Why So Many Netflix Shows Have Only One Season
Netflix just cleaned house again, canceling the comedies The Crew, Country Comfort, Bonding and Mr. Iglesias in one fell swoop, with the first two ending after only one season. And in the last two months, the streaming giant also axed freshman series The Irregulars, Jupiter’s Legacy, Grand Army and Dad Stop Embarrassing Me.
The Netflix turnover has some viewers streaming mad. “Man, Netflix makes these great shows and cancels them after one season,” one tweeted. “It’s absolutely annoying.”
Another Twitter user wrote, “Netflix needs to stop making shows that it never promotes and then cancels after one season because it got no exposure… Getting me emotionally invested in canceled shows and for what.”
The Powers That Be at Netflix are aware of the criticism. Speaking at last November’s Paley International Council Summit with Netflix global TV head Bela Bajaria, Netflix co-CEO Ted Sarandos hit back at claims that the streamer is disproportionately cancel-happy. Per Deadline, Sarandos countered that it’s disproportionately big news when Netflix gives a show the heave-ho.

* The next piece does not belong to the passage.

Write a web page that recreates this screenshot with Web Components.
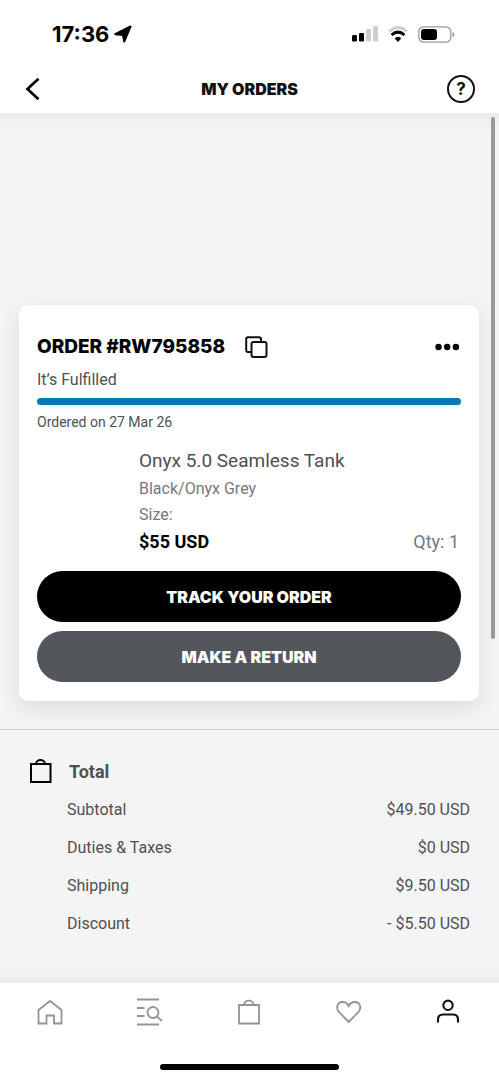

And Bajaria argued that Netflix’s renew-cancel ratio is similar to those of the company’s competitors. “If you look at [second seasons] and more, we actually have a renewal rate of 67 percent, which is industry standard,” she said.
In fact, that renewal rate is probably better than broadcast networks can boast: The Hollywood Reporter research showed a 58.2 percent failure rate for the broadcast networks’ new scripted shows from the 10 television seasons between 2009 and 2019.
Bajaria also contended that for all the Netflix cancellations that make the news, there are way more renewals that go underreported: “We also do make a large amount of first season shows, which sometimes feels that we have more first-season cancellations, but if you look at the renewal rate, it’s really strong. … We’re always going to have a mix [of shows] that are great to be told in a limited series form and shows that go on for multiple seasons.”
Plus, as Bajaria explained, other platforms and networks order pilot episodes of their shows—and then cancel many of the projects at the pilot stage, before those stories even reach viewers’ TV sets. “We order straight to series in the first [place], rather than make pilots, which results sometimes in more Season 1 cancellations,” she said. “Even with that, I still believe a season order is still a better creative expression of a writer’s idea, so I still think that’s the right model for us.”
For his part, Sarandos argued that we could redefine television success and move away from the 100-episode benchmark—which historically has been the threshold for a TV series to be sold for syndication. “That was the goal, and anything that didn’t get to 100 episodes or past the four seasons didn’t feel like a success. Whereas I think many shows can be a success for being exactly what they are, and you could tell that story in two seasons or one season or five seasons,” he reflected. “I think it gets talked about so much because it’s measured against the old way of doing things.”
That said, the Netflix shows that are lucky enough to earn a second season are often not so lucky as to earn a third season. (IGN recently quipped that with Netflix Originals, “it’s either one-and-done or two-and-shoo.”) Wired UK recent did a deep dive into the trend of Season 2 cancellations, after shows like Altered Carbon, Sense8, The OA and Luke Cage suffered that fate. As the magazine pointed out, Netflix is notoriously tight-lipped when it comes to viewership ratings, but former Netflix original content veep Cindy Holland did tell reporters in 2018 that viewership has to “justify the cost of the series” if that series is to be renewed.
And Netflix explained some of its viewership metrics in a 2019 letter to the U.K. Parliament’s Communications and Digital Committee, saying over a title’s first seven days and first 28 days on the platform, the company tallies the “starters,” aka the households that watch two minutes of a film or one episode, and the “completers,” those that watch 90 percent of a film or a TV season.
These metrics rationales likely come as little comfort to any fan of Everything Sucks, The Dark Crystal: Age of Resistance, Teenage Bounty Hunters or any of the other TV shows Netflix canceled after just one season. But the company’s business-minded calculations might also be short-sighted, especially when you consider all the TV shows that started slow but gained audiences and acclaim as they progressed. We’ll never know if the umpteen one-and-done Netflix shows could have built that kind of momentum.